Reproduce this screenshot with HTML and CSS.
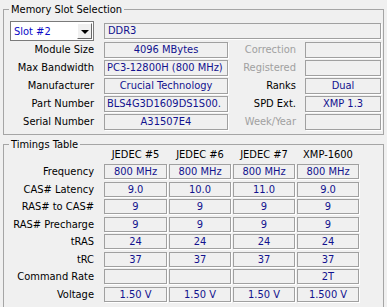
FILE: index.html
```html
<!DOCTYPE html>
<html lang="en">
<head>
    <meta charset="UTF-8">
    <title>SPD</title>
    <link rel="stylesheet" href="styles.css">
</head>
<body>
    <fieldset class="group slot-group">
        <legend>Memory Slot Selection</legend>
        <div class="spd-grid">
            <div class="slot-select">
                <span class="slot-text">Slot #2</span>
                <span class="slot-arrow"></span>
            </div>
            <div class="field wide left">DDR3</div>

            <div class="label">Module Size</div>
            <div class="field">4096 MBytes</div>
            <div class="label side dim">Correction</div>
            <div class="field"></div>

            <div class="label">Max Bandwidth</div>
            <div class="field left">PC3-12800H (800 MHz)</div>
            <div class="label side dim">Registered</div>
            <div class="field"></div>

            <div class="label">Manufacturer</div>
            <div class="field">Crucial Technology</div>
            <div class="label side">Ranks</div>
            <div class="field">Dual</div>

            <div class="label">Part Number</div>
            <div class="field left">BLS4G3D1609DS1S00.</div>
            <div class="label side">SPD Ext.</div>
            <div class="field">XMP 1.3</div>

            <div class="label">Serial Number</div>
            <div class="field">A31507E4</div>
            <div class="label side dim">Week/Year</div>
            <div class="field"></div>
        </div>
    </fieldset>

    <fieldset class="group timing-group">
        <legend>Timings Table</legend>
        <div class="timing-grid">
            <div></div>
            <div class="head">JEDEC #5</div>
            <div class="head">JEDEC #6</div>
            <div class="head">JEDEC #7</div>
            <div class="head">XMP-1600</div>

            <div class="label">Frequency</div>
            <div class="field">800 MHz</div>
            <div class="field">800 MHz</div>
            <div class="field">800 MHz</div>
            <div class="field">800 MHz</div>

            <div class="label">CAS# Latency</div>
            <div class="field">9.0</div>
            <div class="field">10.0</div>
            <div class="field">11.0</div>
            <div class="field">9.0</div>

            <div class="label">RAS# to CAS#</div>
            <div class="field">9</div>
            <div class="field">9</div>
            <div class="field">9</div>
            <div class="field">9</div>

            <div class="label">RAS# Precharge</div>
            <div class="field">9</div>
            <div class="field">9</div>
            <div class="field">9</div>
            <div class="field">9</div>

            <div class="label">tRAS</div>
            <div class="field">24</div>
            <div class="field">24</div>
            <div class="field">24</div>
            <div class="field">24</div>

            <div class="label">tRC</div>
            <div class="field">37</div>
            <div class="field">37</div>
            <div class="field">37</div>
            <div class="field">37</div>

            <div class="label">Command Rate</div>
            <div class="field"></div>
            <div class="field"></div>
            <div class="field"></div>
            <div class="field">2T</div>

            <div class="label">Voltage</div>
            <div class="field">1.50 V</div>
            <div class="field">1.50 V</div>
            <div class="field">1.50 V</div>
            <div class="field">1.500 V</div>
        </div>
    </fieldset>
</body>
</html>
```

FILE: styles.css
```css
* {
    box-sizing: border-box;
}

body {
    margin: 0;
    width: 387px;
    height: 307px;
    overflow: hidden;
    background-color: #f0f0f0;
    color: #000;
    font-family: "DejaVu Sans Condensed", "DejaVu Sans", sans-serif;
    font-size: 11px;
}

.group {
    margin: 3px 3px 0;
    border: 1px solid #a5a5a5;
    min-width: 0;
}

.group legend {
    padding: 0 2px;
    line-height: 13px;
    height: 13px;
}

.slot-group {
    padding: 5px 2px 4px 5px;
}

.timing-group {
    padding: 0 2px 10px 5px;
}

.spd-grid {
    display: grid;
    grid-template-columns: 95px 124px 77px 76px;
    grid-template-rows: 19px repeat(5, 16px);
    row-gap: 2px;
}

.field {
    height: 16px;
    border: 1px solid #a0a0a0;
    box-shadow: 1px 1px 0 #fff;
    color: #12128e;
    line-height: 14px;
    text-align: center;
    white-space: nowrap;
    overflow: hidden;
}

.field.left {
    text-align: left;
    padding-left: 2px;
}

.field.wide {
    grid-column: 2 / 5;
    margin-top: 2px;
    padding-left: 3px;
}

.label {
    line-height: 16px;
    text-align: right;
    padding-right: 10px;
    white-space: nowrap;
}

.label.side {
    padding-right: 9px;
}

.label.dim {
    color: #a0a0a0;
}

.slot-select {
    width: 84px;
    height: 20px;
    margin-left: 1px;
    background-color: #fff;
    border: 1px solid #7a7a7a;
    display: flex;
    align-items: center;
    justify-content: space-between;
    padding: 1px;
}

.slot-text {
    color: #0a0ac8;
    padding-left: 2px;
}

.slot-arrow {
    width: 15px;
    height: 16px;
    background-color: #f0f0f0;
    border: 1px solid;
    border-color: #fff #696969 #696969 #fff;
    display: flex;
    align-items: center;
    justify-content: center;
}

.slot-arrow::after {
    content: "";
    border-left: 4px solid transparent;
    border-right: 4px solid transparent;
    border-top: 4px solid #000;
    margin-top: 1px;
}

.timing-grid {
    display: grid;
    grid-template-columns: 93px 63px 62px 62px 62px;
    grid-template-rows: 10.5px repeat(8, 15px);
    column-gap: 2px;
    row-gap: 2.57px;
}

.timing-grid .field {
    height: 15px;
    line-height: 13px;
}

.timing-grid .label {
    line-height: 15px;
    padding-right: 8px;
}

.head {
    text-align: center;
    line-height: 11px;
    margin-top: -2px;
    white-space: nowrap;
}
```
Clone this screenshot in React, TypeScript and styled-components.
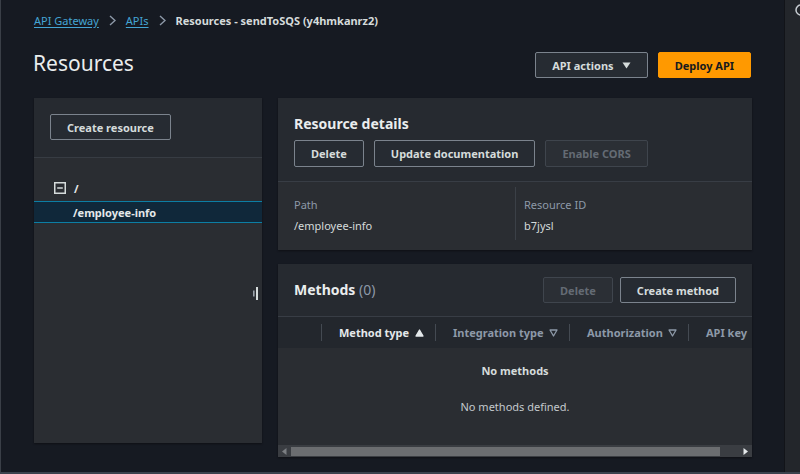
------------------------------------
Given problem: What is the number of lines in the data holding the word "screenshot"? Reply with that number only.

Exercise result: 2